‘Silicon Valley’s’ Thomas Middleditch has fun taking Richard to the edge
In person, Thomas Middleditch doesn’t seem a neurotic with trembling finger on his own self-destruct button although he plays one beautifully as lead nerd Richard in HBO’s “Silicon Valley.” As a result, he has just received the show’s first Emmy nomination for acting. But off-screen, he seems more benignly sarcastic hipster friend than nervous coding genius as he enjoys a couple of hard-boiled eggs.
The lanky Canadian even confesses to being slightly behind the tech times in a quiet chat with The Envelope: “People go on Snapchat – I don’t understand it. It’s the first app I felt – ‘Oh no, I’m out of touch with burgeoning technology. I’m not 16!’ Now, at 34, I’m shaking my fist [old-man voice]: ‘Stick to Instagram, you dirty hippies!’ ”
The creators of “Silicon Valley” fashioned Richard with you in mind. Why did they think you were perfect for it?
It’s not like I’m not nerdy; I like some nerdy stuff, but I’m not as intensely nerdy as he is. I’m way more chill than Richard. He’s got that tunnel vision. … He does have an ego. But he also has a strong moral conviction. Whether that’s good for the company or just good for him and his friends is kind of the crux of a lot of the things he gets into.

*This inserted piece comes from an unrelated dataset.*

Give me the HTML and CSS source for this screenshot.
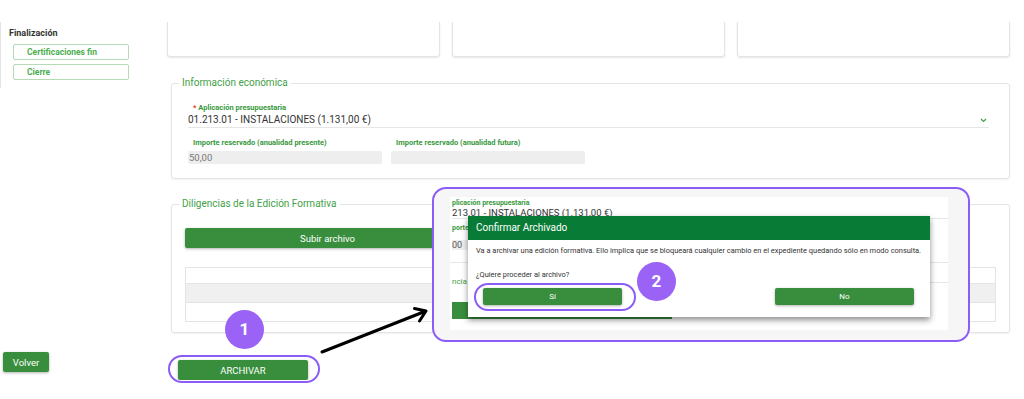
FILE: index.html
```html
<!DOCTYPE html>
<html lang="es">
<head>
    <meta charset="UTF-8">
    <meta name="viewport" content="width=device-width, initial-scale=1.0">
    <title>Archivar edición formativa</title>
    <link rel="stylesheet" href="styles.css">
</head>
<body>

<div class="page">
    <aside class="sidebar">
        <div class="side-group">
            <h4 class="side-title">Finalización</h4>
            <a class="side-link">Certificaciones fin</a>
            <a class="side-link">Cierre</a>
        </div>
        <button class="btn btn-back">Volver</button>
    </aside>

    <main class="content">
        <div class="cards">
            <div class="card"></div>
            <div class="card"></div>
            <div class="card"></div>
        </div>

        <fieldset class="panel">
            <legend>Información económica</legend>
            <div class="panel-body panel-eco">
                <div class="field">
                    <label class="field-label"><span class="req">*</span> Aplicación presupuestaria</label>
                    <div class="select-value">
                        <span>01.213.01 - INSTALACIONES (1.131,00 €)</span>
                        <svg class="chevron" width="7" height="5" viewBox="0 0 7 5"><path d="M1 1l2.5 2.5L6 1" fill="none" stroke="#43a047" stroke-width="1.2"/></svg>
                    </div>
                </div>
                <div class="field-row">
                    <div class="field">
                        <label class="field-label">Importe reservado (anualidad presente)</label>
                        <div class="input-ro">50,00</div>
                    </div>
                    <div class="field">
                        <label class="field-label">Importe reservado (anualidad futura)</label>
                        <div class="input-ro"></div>
                    </div>
                </div>
            </div>
        </fieldset>

        <fieldset class="panel">
            <legend>Diligencias de la Edición Formativa</legend>
            <div class="panel-body panel-docs">
                <button class="btn btn-upload">Subir archivo</button>
                <div class="doc-table">
                    <div class="doc-row"></div>
                    <div class="doc-row odd"></div>
                    <div class="doc-row"></div>
                </div>
            </div>
        </fieldset>

        <button class="btn btn-archive">ARCHIVAR</button>
    </main>
</div>

<!-- anotaciones del tutorial -->
<div class="zoom-box">
    <div class="shot">
        <div class="shot-block">
            <div class="shot-label">plicación presupuestaria</div>
            <div class="shot-value">213.01 - INSTALACIONES (1.131,00 €)</div>
            <div class="shot-label second">porte</div>
            <div class="shot-input">00</div>
        </div>
        <div class="shot-legend"><span>ncia</span><i></i></div>
        <div class="shot-btn"></div>
    </div>

    <div class="dialog">
        <div class="dialog-head">Confirmar Archivado</div>
        <div class="dialog-body">
            <p>Va a archivar una edición formativa. Ello implica que se bloqueará cualquier cambio en el expediente quedando sólo en modo consulta.</p>
            <p class="ask">¿Quiere proceder al archivo?</p>
            <div class="dialog-actions">
                <button class="btn btn-dialog">Sí</button>
                <button class="btn btn-dialog">No</button>
            </div>
        </div>
    </div>
</div>

<div class="ring ring-archive"></div>
<div class="ring ring-yes"></div>
<div class="step step-1">1</div>
<div class="step step-2">2</div>

<svg class="arrow" width="120" height="60" viewBox="0 0 120 60">
    <path d="M7 52L111 11M99.5 8.5L111 11L104.5 21" fill="none" stroke="#000" stroke-width="3" stroke-linecap="round" stroke-linejoin="round"/>
</svg>

</body>
</html>
```

FILE: styles.css
```css
/* Alap */
body {
    margin: 0;
    font-family: Roboto, "Liberation Sans", sans-serif;
    background-color: #fff;
    color: #333;
    overflow: hidden;
}

.page {
    display: flex;
}

button {
    font-family: inherit;
    cursor: pointer;
}

/* Menú lateral */
.sidebar {
    width: 167px;
    flex-shrink: 0;
}

.side-group {
    margin-top: 22px;
    height: 66px;
    border-left: 1px solid #e4e4e4;
    padding: 6px 0 0 8px;
    box-sizing: border-box;
}

.side-title {
    margin: 0 0 5px;
    font-size: 9px;
    line-height: 11px;
    font-weight: bold;
    color: #333;
}

.side-link {
    display: block;
    width: 116px;
    height: 16px;
    box-sizing: border-box;
    margin: 0 0 4px 4px;
    padding-left: 13px;
    border: 1px solid #b5dcb7;
    border-radius: 2px;
    font-size: 8.5px;
    line-height: 14px;
    font-weight: bold;
    color: #4caf50;
}

.btn {
    border: none;
    border-radius: 2px;
    background-color: #388e3c;
    color: #fff;
    font-size: 9.5px;
    padding: 0;
    box-shadow: 0 1px 3px rgba(0, 0, 0, 0.3);
}

.btn-back {
    display: block;
    margin: 264px 0 0 3px;
    width: 46px;
    height: 20px;
}

/* Contenido */
.content {
    width: 843px;
    padding-top: 22px;
}

.cards {
    display: grid;
    grid-template-columns: repeat(3, 1fr);
    gap: 12px;
}

.card {
    height: 34px;
    border: 1px solid #e4e4e4;
    border-top: none;
    border-radius: 0 0 3px 3px;
    box-shadow: 0 1px 2px rgba(0, 0, 0, 0.1);
}

.panel {
    margin: 20px 0 0 4px;
    padding: 0;
    min-width: 0;
    border: 1px solid #e4e4e4;
    border-radius: 3px;
    box-shadow: 0 1px 2px rgba(0, 0, 0, 0.06);
}

.panel + .panel {
    margin-top: 19px;
}

.panel legend {
    margin-left: 7px;
    padding: 0 3px;
    font-size: 10px;
    line-height: 12px;
    color: #43a047;
}

.panel-eco {
    padding: 14px 20px 14px 16px;
}

.field-label {
    display: block;
    padding-left: 5px;
    font-size: 7.5px;
    line-height: 10px;
    font-weight: bold;
    color: #37993c;
}

.req {
    color: #e53935;
}

.select-value {
    display: flex;
    justify-content: space-between;
    align-items: center;
    margin-top: 1px;
    padding-bottom: 1px;
    border-bottom: 1px solid #e6e6e6;
    font-size: 10px;
    line-height: 12px;
    color: #333;
}

.chevron {
    margin-right: 2px;
}

.field-row {
    display: flex;
    gap: 9px;
    margin-top: 10px;
}

.field-row .field {
    width: 194px;
}

.input-ro {
    margin-top: 3px;
    height: 13px;
    padding-left: 1px;
    border-radius: 2px;
    background-color: #eee;
    font-size: 9.5px;
    line-height: 13px;
    color: #777;
}

.panel-docs {
    padding: 18px 13px 10px 13px;
}

.btn-upload {
    display: block;
    width: 285px;
    height: 20px;
}

.doc-table {
    margin-top: 19px;
    border: 1px solid #e4e4e4;
}

.doc-row {
    height: 18px;
    border-top: 1px solid #e4e4e4;
}

.doc-row:first-child {
    height: 15px;
    border-top: none;
}

.doc-row.odd {
    background-color: #f0f0f0;
}

.btn-archive {
    display: block;
    margin: 27px 0 0 11px;
    width: 130px;
    height: 20px;
}

/* Anotaciones */
.zoom-box {
    position: absolute;
    left: 432px;
    top: 187px;
    width: 538px;
    height: 155px;
    box-sizing: border-box;
    border: 2px solid #8c5cf6;
    border-radius: 14px;
    background-color: #f6f6f6;
    overflow: hidden;
}

.shot {
    margin: 8px 0 0 16px;
    width: 498px;
    height: 133px;
    background-color: #fff;
}

.shot-block {
    padding: 1px 0 0 2px;
    height: 64px;
    border-bottom: 1px solid #e6e6e6;
}

.shot-label {
    font-size: 7px;
    line-height: 10px;
    font-weight: bold;
    color: #37993c;
}

.shot-label.second {
    margin-top: 4px;
}

.shot-value {
    font-size: 9.5px;
    line-height: 10px;
    color: #333;
    border-bottom: 1px solid #e6e6e6;
}

.shot-input {
    margin-top: 7px;
    width: 60px;
    height: 10px;
    background-color: #eee;
    font-size: 9px;
    line-height: 10px;
    color: #555;
}

.shot-legend {
    display: flex;
    align-items: center;
    margin-top: 14px;
    padding-left: 2px;
    font-size: 8px;
    line-height: 10px;
    color: #43a047;
}

.shot-legend i {
    flex: 1;
    margin-left: 3px;
    border-top: 1px solid #e6e6e6;
}

.shot-btn {
    margin: 15px 0 0 2px;
    width: 220px;
    height: 17px;
    background-color: #388e3c;
}

.dialog {
    position: absolute;
    left: 34px;
    top: 27px;
    width: 462px;
    height: 101px;
    background-color: #fff;
    box-shadow: 0 3px 6px rgba(0, 0, 0, 0.45);
}

.dialog-head {
    height: 24px;
    padding-left: 8px;
    background-color: #087c36;
    color: #fff;
    font-size: 10px;
    line-height: 24px;
}

.dialog-body {
    padding: 6px 16px 0 8px;
    font-size: 7.45px;
    line-height: 10px;
    color: #333;
}

.dialog-body p {
    margin: 0;
    white-space: nowrap;
}

.dialog-body .ask {
    margin-top: 14px;
}

.dialog-actions {
    display: flex;
    justify-content: space-between;
    margin: 8px 0 0 7px;
}

.btn-dialog {
    width: 139px;
    height: 17px;
    font-size: 8px;
}

.ring {
    position: absolute;
    box-sizing: border-box;
    border: 2px solid #8c5cf6;
    border-radius: 16px;
}

.ring-archive {
    left: 168px;
    top: 355px;
    width: 152px;
    height: 28px;
}

.ring-yes {
    left: 474px;
    top: 283px;
    width: 162px;
    height: 28px;
}

.step {
    position: absolute;
    width: 39px;
    height: 39px;
    border-radius: 50%;
    background-color: #9a63f6;
    color: #fff;
    font-size: 17px;
    font-weight: bold;
    line-height: 39px;
    text-align: center;
}

.step-1 {
    left: 225px;
    top: 310px;
}

.step-2 {
    left: 637px;
    top: 262px;
}

.arrow {
    position: absolute;
    left: 315px;
    top: 300px;
}
```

People who know me from improv are like, ‘Thomas Middleditch? Oh, you mean that total ham, that poor man’s Jim Carrey?’
— Thomas Middleditch
That first episode, he was just this programmer who had this cool thing wrapped up in a [bad] user interface … “Do I sell out or make this thing myself?” So that sort of underdog, American spirit of “Let’s go for a grand slam instead of just a base hit” … those were the identifying markers I thought were important. He’s the guy who’s like, “Guys, we need to focus, this is my life.” Because of that, he divulges secrets to a blogger or face-plants on a desk. People who know me from improv are like, “Thomas Middleditch? Oh, you mean that total ham, that poor man’s Jim Carrey?” Richard is understated for me. So when those [physical comedy] bits started coming my way, I was like, “Great! Nice.”

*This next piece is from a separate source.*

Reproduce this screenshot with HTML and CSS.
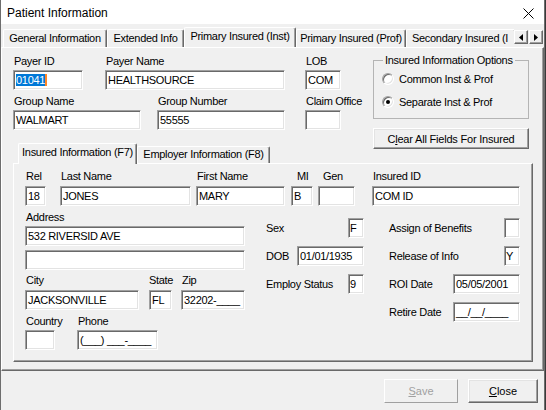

Is he an engineer first or a dreamer first?
I think that’s his journey. He started out as just an engineer. In that first episode, he didn’t even know what he had. I think when he realized … he dreamed of much loftier ambitions.
I like that he’s not entirely benign. He is moving toward doing shady things to get what he wants.
Each time I read the episodes where that stuff kind of got proposed, I would be like, “Yes! Do it!” That’s what the “Breaking Bad” version would have done. From the stories the writers get from the actual Silicon Valley, it seems like these hippies came out of the ’60s and made this revolutionary tech, but it’s just as cutthroat and corporate as Wall Street. Sadly for a lot of guys, they have their baby ripped away from them. [touches his fingertips together, becomes Montgomery Burns] Granted, they’re paid handsomely for their baby … in a much more lucrative Rumpelstiltskin metaphor.
You’re in that HBO Sunday night Murderer’s Row. But when “Game of Thrones” ends, you’ll have to pick up the banner …
Season 4 is going to be just like, nudity and blood. A lot of people tweet at me after some incredibly stressful “Game of Thrones” episode, “I was looking forward to your show to relax, but I ended up just being equally stressed.” But I think that’s one of the show’s strengths – something pay cable allows is a strong narrative, even in a half-hour comedy. There can even be cliffhangers.
Maybe that Walter White arc could happen.
I would love it. Richard has come so close to losing everything on the show, and if that ever happens, I hope he has the [guts] to, “Hackers”-style, take down the man. Like the last shot is him in handcuffs, or, like, he’s in Moscow, chilling with [Edward] Snowden.